> _Given task_
Only the lines from the start of the data through the line containing "FaWhatsapp, FaFacebookF, FaLinkedinIn" should be written out, exactly as they are, with both ends included and the pictures left out.
○ ○ ○ ○ ○
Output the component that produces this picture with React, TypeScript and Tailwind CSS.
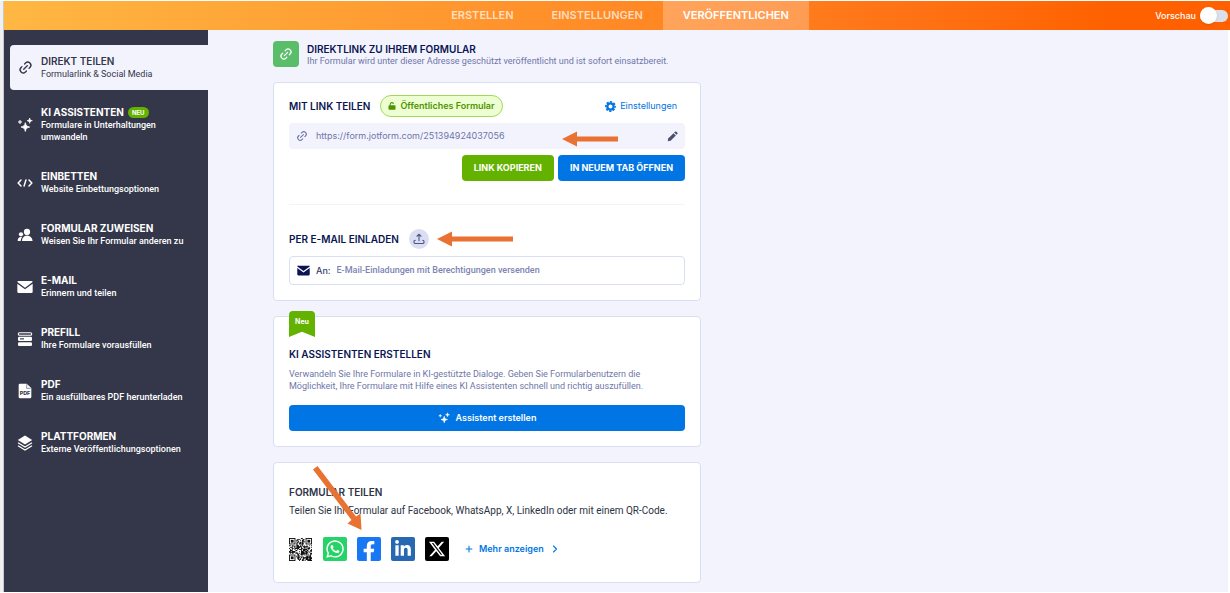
import type { ReactNode } from 'react';
import { Link2, Plus, ChevronRight } from 'lucide-react';
import { FaXTwitter } from 'react-icons/fa6';
import { FaWhatsapp, FaFacebookF, FaLinkedinIn } from 'react-icons/fa';

function LinkIcon({ className }: { className: string }) {
  return <Link2 className={`-rotate-45 ${className}`} strokeWidth={2.2} aria-hidden="true" />;
}

function SparkleIcon({ className }: { className: string }) {
  return (
    <svg viewBox="0 0 24 24" className={className} fill="currentColor" aria-hidden="true">
      <path d="M12.5 8.5c.9 4.3 2.2 5.7 6.5 6.6-4.3.9-5.6 2.2-6.5 6.6-.9-4.4-2.2-5.7-6.5-6.6 4.300-.9 5.600-2.300 6.500-6.600z" stroke="currentColor" strokeWidth="1.200" />
      <path d="M19 1.500c.5 2.700 1.300 3.500 4 4-2.700.5-3.500 1.300-4 4-.5-2.700-1.300-3.500-4-4 2.700-.5 3.500-1.300 4-4z" stroke="currentColor" />
      <path d="M4.500 4.500c.4 2 1 2.600 3 3-2 .4-2.600 1-3 3-.4-2-1-2.600-3-3 2-.4 2.600-1 3-3z" stroke="currentColor" strokeWidth=".8" />
    </svg>
  );
}

function CodeIcon() {
  return (
    <svg viewBox="0 0 24 24" className="size-4" fill="none" stroke="currentColor" strokeWidth="2.2" strokeLinecap="round" strokeLinejoin="round" aria-hidden="true">
      <path d="M6 7.500 1.700 12 6 16.500M18 7.500l4.300 4.500-4.300 4.500M13.400 7.500l-2.800 9" />
    </svg>
  );
}

function PeopleIcon() {
  return (
    <svg viewBox="0 0 24 24" className="size-4" fill="currentColor" aria-hidden="true">
      <circle cx="15" cy="7.500" r="4.700" />
      <path d="M7.500 21c0-5 3-8 7.500-8s8.300 3 8.300 8z" />
      <circle cx="6" cy="11" r="3.200" />
      <path d="M1 21c0-3.600 1.800-6 4.800-6 .7 0 1.300.1 1.900.3C6.300 17 5.700 18.800 5.600 21z" />
    </svg>
  );
}

function EnvelopeIcon({ className }: { className: string }) {
  return (
    <svg viewBox="0 0 24 24" className={className} fill="currentColor" aria-hidden="true">
      <path d="M2.500 3h19A1.800 1.800 0 0 1 23.500 4.600L12 13 .5 4.600A1.800 1.800 0 0 1 2.500 3z" />
      <path d="M.5 7.300 12 15.500l11.500-8.200V19a2 2 0 0 1-2 2h-19a2 2 0 0 1-2-2z" />
    </svg>
  );
}

function PrefillIcon() {
  return (
    <svg viewBox="0 0 24 24" className="size-4" aria-hidden="true">
      <rect x="2" y="2.500" width="20" height="4" rx="1.500" fill="none" stroke="currentColor" strokeWidth="1.600" />
      <rect x="1.500" y="8.500" width="21" height="6.500" rx="1.800" fill="currentColor" />
      <path d="M4.500 11.800h6" stroke="#343749" strokeWidth="1.700" />
      <rect x="1.500" y="17" width="21" height="5.500" rx="1.800" fill="currentColor" />
    </svg>
  );
}

function PdfIcon() {
  return (
    <svg viewBox="0 0 24 24" className="size-4" aria-hidden="true">
      <path d="M4.500 1h10l7 6.500V21a2 2 0 0 1-2 2h-15a2 2 0 0 1-2-2V3a2 2 0 0 1 2-2z" fill="currentColor" />
      <path d="M14.500 2v6h6" fill="none" stroke="#343749" strokeWidth=".8" />
      <text x="12" y="18.500" textAnchor="middle" fontSize="8" fontWeight="800" fill="#343749">PDF</text>
    </svg>
  );
}

function LayersIcon() {
  return (
    <svg viewBox="0 0 24 24" className="size-4" fill="currentColor" aria-hidden="true">
      <path d="M12 .8 22.800 7.500 12 14.200 1.200 7.500z" />
      <path d="m1.500 11.700 10.500 6.400 10.500-6.400M1.500 16.200 12 22.600l10.500-6.400" fill="none" stroke="currentColor" strokeWidth="1.900" />
    </svg>
  );
}

function LockIcon() {
  return (
    <svg viewBox="0 0 16 16" className="size-2" aria-hidden="true">
      <rect x="1" y="6.500" width="14" height="9" rx="1.500" fill="currentColor" />
      <path d="M4.500 7V4.500a3.300 3.300 0 0 1 6.500-.8" fill="none" stroke="currentColor" strokeWidth="2.200" />
    </svg>
  );
}

function GearIcon() {
  return (
    <svg viewBox="0 0 24 24" className="size-[11px]" aria-hidden="true">
      <circle cx="12" cy="12" r="6.900" fill="none" stroke="currentColor" strokeWidth="5" />
      <circle cx="12" cy="12" r="10.200" fill="none" stroke="currentColor" strokeWidth="3.400" strokeDasharray="4.900 3.110" strokeDashoffset="2.450" />
    </svg>
  );
}

function PencilIcon() {
  return (
    <svg viewBox="0 0 24 24" className="size-[11px]" fill="currentColor" aria-hidden="true">
      <path d="M1.500 22.500 3 16 14.300 4.700l5 5L8 21z" />
      <path d="m15.600 3.400 1.700-1.700a2.400 2.400 0 0 1 3.400 0l1.600 1.600a2.400 2.400 0 0 1 0 3.400l-1.700 1.700z" />
    </svg>
  );
}

function UploadIcon() {
  return (
    <svg viewBox="0 0 24 24" className="size-3" fill="none" stroke="currentColor" strokeWidth="2.200" strokeLinecap="round" strokeLinejoin="round" aria-hidden="true">
      <path d="M12 15.500V3M8 6.500 12 2.500l4 4M4.500 14.500C3 14.500 2 15.500 2 17v1.500A2.500 2.500 0 0 0 4.500 21h15a2.500 2.500 0 0 0 2.500-2.500V17c0-1.500-1-2.500-2.500-2.500" />
    </svg>
  );
}

const QR_SIZE = 25;

function qrCells() {
  const cells: string[] = [];
  const inFinder = (x: number, y: number) =>
    (x < 8 && y < 8) || (x > QR_SIZE - 9 && y < 8) || (x < 8 && y > QR_SIZE - 9);
  let seed = 77;
  for (let y = 0; y < QR_SIZE; y++) {
    for (let x = 0; x < QR_SIZE; x++) {
      seed = (seed * 1103515245 + 12345) % 2147483648;
      if (!inFinder(x, y) && (seed >> 12) % 100 < 60) cells.push(`M${x} ${y}h1v1h-1z`);
    }
  }
  return cells.join('');
}

const QR_PATH = qrCells();

function QrIcon() {
  return (
    <svg viewBox="0 0 25 25" className="size-[23px]" aria-hidden="true">
      <path d={QR_PATH} fill="#111" />
      {[[0, 0], [18, 0], [0, 18]].map(([x, y]) => (
        <g key={`${x}-${y}`}>
          <rect x={x + 0.5} y={y + 0.5} width="6" height="6" fill="none" stroke="#111" />
          <rect x={x + 2} y={y + 2} width="3" height="3" fill="#111" />
        </g>
      ))}
    </svg>
  );
}

function LeftArrow({ length, className }: { length: number; className: string }) {
  return (
    <svg viewBox={`0 0 ${length} 16`} width={length} height="16" className={className} fill="#e97132" aria-hidden="true">
      <path d={`M0 8 15 .5v5H${length}v5H15v5z`} />
    </svg>
  );
}

type NavItem = { title: string; text: string; icon: ReactNode; isNew?: boolean };

const navItems: NavItem[] = [
  { title: 'KI ASSISTENTEN', text: 'Formulare in Unterhaltungen umwandeln', icon: <SparkleIcon className="size-4" />, isNew: true },
  { title: 'EINBETTEN', text: 'Website Einbettungsoptionen', icon: <CodeIcon /> },
  { title: 'FORMULAR ZUWEISEN', text: 'Weisen Sie Ihr Formular anderen zu', icon: <PeopleIcon /> },
  { title: 'E-MAIL', text: 'Erinnern und teilen', icon: <EnvelopeIcon className="size-4" /> },
  { title: 'PREFILL', text: 'Ihre Formulare vorausfüllen', icon: <PrefillIcon /> },
  { title: 'PDF', text: 'Ein ausfüllbares PDF herunterladen', icon: <PdfIcon /> },
  { title: 'PLATTFORMEN', text: 'Externe Veröffentlichungsoptionen', icon: <LayersIcon /> },
];

function Header() {
  return (
    <header className="relative flex h-[29px] items-stretch justify-center bg-linear-to-r from-[#ffb743] to-[#ff6100] to-90%">
      <nav className="ml-2 flex text-[11px] font-semibold text-white/70">
        <a href="#erstellen" className="flex items-center px-[18px]">ERSTELLEN</a>
        <a href="#einstellungen" className="flex items-center px-5">EINSTELLUNGEN</a>
        <a href="#veroeffentlichen" aria-current="page" className="flex items-center bg-white/25 px-5 text-white">
          VERÖFFENTLICHEN
        </a>
      </nav>
      <label className="absolute inset-y-0 right-0.5 flex items-center gap-1 text-[9px] font-medium text-white">
        Vorschau
        <span className="relative flex h-[17px] w-7 items-center">
          <input type="checkbox" role="switch" className="h-3 w-7 appearance-none rounded-full bg-[#dcdee9]" />
          <span className="pointer-events-none absolute left-0 size-[17px] rounded-full bg-white shadow-sm" />
        </span>
      </label>
    </header>
  );
}

function Sidebar() {
  return (
    <aside className="w-[204px] shrink-0 bg-[#343749] pt-[15px] text-white">
      <a href="#direkt" aria-current="page" className="ml-1.5 flex h-[45px] items-center gap-2 rounded-l bg-[#f3f3fe] pl-2 text-[#343749]">
        <LinkIcon className="size-[15px] shrink-0" />
        <span className="flex flex-col">
          <span className="text-[10px] leading-[13px] font-semibold">DIREKT TEILEN</span>
          <span className="font-['Roboto',sans-serif] text-[9px] leading-3">Formularlink &amp; Social Media</span>
        </span>
      </a>
      <nav className="mt-4 flex flex-col gap-[27px] pl-[13px]">
        {navItems.map((item) => (
          <a key={item.title} href={`#${item.title.toLowerCase()}`} className="flex items-center gap-2">
            <span className="shrink-0">{item.icon}</span>
            <span className="flex flex-col pr-8">
              <span className="flex items-center gap-1 text-[10px] leading-[13px] font-bold whitespace-nowrap">
                {item.title}
                {item.isNew && (
                  <span className="rounded-full bg-[#64b200] px-1 text-[6px] leading-[11px] font-bold">NEU</span>
                )}
              </span>
              <span className={`font-['Roboto',sans-serif] text-[9px] leading-3 font-medium ${item.isNew ? '' : 'whitespace-nowrap'}`}>{item.text}</span>
            </span>
          </a>
        ))}
      </nav>
    </aside>
  );
}

const card = 'relative rounded-sm border border-[#dadef3] bg-white px-[15px]';
const heading = 'text-[10px] leading-4 font-semibold text-[#0a1551]';

function LinkCard() {
  return (
    <section className={`${card} mt-[15px] pt-3 pb-[15px]`}>
      <div className="flex items-center">
        <h2 className={heading}>MIT LINK TEILEN</h2>
        <span className="ml-2.5 flex h-[22px] items-center gap-1 rounded-full border border-[#a3d95b] bg-[#edffd2] px-[7px] text-[9px] font-semibold text-[#529300]">
          <LockIcon />
          Öffentliches Formular
        </span>
        <a href="#einstellungen" className="mr-2 ml-auto flex items-center gap-1 text-[9px] text-[#0075e3]">
          <GearIcon />
          Einstellungen
        </a>
      </div>
      <div className="relative mt-1.5 flex h-[26px] items-center gap-2 rounded-sm bg-[#f3f3fe] px-[7px]">
        <LinkIcon className="size-3 shrink-0 text-[#6f76a7]" />
        <input aria-label="Formularlink" readOnly value="https://form.jotform.com/251394924037056" className="min-w-0 grow bg-transparent text-[9px] text-[#6f76a7] outline-none" />
        <button type="button" aria-label="Link bearbeiten" className="text-[#4b506d]"><PencilIcon /></button>
        <LeftArrow length={56} className="absolute top-2 left-[273px]" />
      </div>
      <div className="mt-1.5 flex justify-end gap-1 text-[9px] font-bold text-white">
        <button type="button" className="h-[26px] rounded-sm bg-[#64b200] px-3">LINK KOPIEREN</button>
        <button type="button" className="h-[26px] rounded-sm bg-[#0075e3] px-3">IN NEUEM TAB ÖFFNEN</button>
      </div>
      <hr className="mt-[23px] border-[#f3f3f8]" />
      <div className="relative mt-6 flex items-center">
        <h2 className={heading}>PER E-MAIL EINLADEN</h2>
        <button type="button" aria-label="Hochladen" className="ml-2.5 flex size-5 items-center justify-center rounded-full bg-[#dadef3] text-[#4f5484]">
          <UploadIcon />
        </button>
        <LeftArrow length={76} className="absolute top-0.5 left-[148px]" />
      </div>
      <label className="mt-[7px] flex h-[29px] items-center gap-1.5 rounded-sm border border-[#dadef3] px-[7px] text-[9px] font-medium text-[#343c6a]">
        <span className="text-[#0a1551]"><EnvelopeIcon className="size-[13px]" /></span>
        <span>An:</span>
        <input type="email" placeholder="E-Mail-Einladungen mit Berechtigungen versenden" className="min-w-0 grow bg-transparent font-['Roboto',sans-serif] font-medium outline-none placeholder:text-[#7d84b2]" />
      </label>
    </section>
  );
}

function AssistantCard() {
  return (
    <section className={`${card} mt-[15px] pt-[29px] pb-[15px]`}>
      <span className="absolute -top-1.5 left-[15px] h-[26px] w-[26px] rounded-t-sm bg-[#64b200] pt-1 text-center text-[7px] leading-[14px] font-bold text-white [clip-path:polygon(0_0,100%_0,100%_100%,50%_80%,0_100%)]">
        Neu
      </span>
      <h2 className={heading}>KI ASSISTENTEN ERSTELLEN</h2>
      <p className="mt-1.5 font-['Roboto',sans-serif] text-[9px] leading-3 text-[#6f76a7]">
        Verwandeln Sie Ihre Formulare in KI-gestützte Dialoge. Geben Sie Formularbenutzern die Möglichkeit, Ihre Formulare mit Hilfe eines KI Assistenten schnell und richtig auszufüllen.
      </p>
      <button type="button" className="mt-[13px] flex h-[26px] w-full items-center justify-center gap-1.5 rounded-sm bg-[#0075e3] text-[9px] font-semibold text-white">
        <SparkleIcon className="size-3" />
        Assistent erstellen
      </button>
    </section>
  );
}

const tile = 'flex size-6 justify-center rounded-xs text-white';

function ShareCard() {
  return (
    <section className={`${card} mt-[15px] pt-[21px] pb-[21px]`}>
      <h2 className="text-[10px] leading-4 font-semibold text-[#2c3345]">FORMULAR TEILEN</h2>
      <p className="mt-[3px] font-['Roboto',sans-serif] text-[10px] leading-4 text-[#2c3345]">
        Teilen Sie Ihr Formular auf Facebook, WhatsApp, X, LinkedIn oder mit einem QR-Code.
      </p>
      <div className="mt-[18px] flex items-center gap-2.5">
        <button type="button" aria-label="QR-Code" className="flex size-6 items-center"><QrIcon /></button>
        <button type="button" aria-label="WhatsApp" className={`${tile} items-center bg-[#25d366]`}><FaWhatsapp className="size-5" /></button>
        <button type="button" aria-label="Facebook" className={`${tile} items-end bg-[#1877f2]`}><FaFacebookF className="size-5" /></button>
        <button type="button" aria-label="LinkedIn" className={`${tile} items-center bg-[#2867b2]`}><FaLinkedinIn className="size-[18px]" /></button>
        <button type="button" aria-label="X" className={`${tile} items-center bg-black`}><FaXTwitter className="size-[18px]" /></button>
        <button type="button" className="ml-[5px] flex items-center gap-[5px] text-[9px] font-semibold text-[#0075e3]">
          <Plus className="size-2.5" strokeWidth={2.500} aria-hidden="true" />
          Mehr anzeigen
          <ChevronRight className="size-3" strokeWidth={2.200} aria-hidden="true" />
        </button>
      </div>
      <svg viewBox="0 0 50 66" className="absolute top-[3px] left-[39px] h-[66px] w-[50px]" fill="#e97132" aria-hidden="true">
        <path d="M4.500 0 43 50.500 47.500 47.500 48.500 64 34.500 57.500 38.500 54 0 3.500z" />
      </svg>
    </section>
  );
}

export default function App() {
  return (
    <div className="flex min-h-screen bg-white py-px font-['Inter',sans-serif]">
      <div className="w-1 shrink-0 border-r border-[#c8c8cc] bg-[#f0f0f0]" />
      <div className="flex min-w-0 grow flex-col">
        <Header />
        <div className="mr-0.5 flex grow bg-[#f3f3fe]">
          <Sidebar />
          <main className="min-w-0 grow pt-[11px] pr-4 pb-2 pl-[65px]">
            <div className="max-w-[428px]">
              <div className="flex items-center gap-2">
                <span className="flex size-[26px] items-center justify-center rounded-sm bg-[#5abd6a] text-white">
                  <LinkIcon className="size-3.5" />
                </span>
                <div className="pt-0.5">
                  <h1 className="text-[10px] leading-3 font-semibold text-[#0a1551]">DIREKTLINK ZU IHREM FORMULAR</h1>
                  <p className="font-['Roboto',sans-serif] text-[9px] leading-3 text-[#6f76a7]">
                    Ihr Formular wird unter dieser Adresse geschützt veröffentlicht und ist sofort einsatzbereit.
                  </p>
                </div>
              </div>
              <LinkCard />
              <AssistantCard />
              <ShareCard />
            </div>
          </main>
        </div>
      </div>
    </div>
  );
}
○ ○ ○ ○ ○
> _Exercise response_
Output the component that produces this picture with React, TypeScript and Tailwind CSS.
import type { ReactNode } from 'react';
import { Link2, Plus, ChevronRight } from 'lucide-react';
import { FaXTwitter } from 'react-icons/fa6';
import { FaWhatsapp, FaFacebookF, FaLinkedinIn } from 'react-icons/fa';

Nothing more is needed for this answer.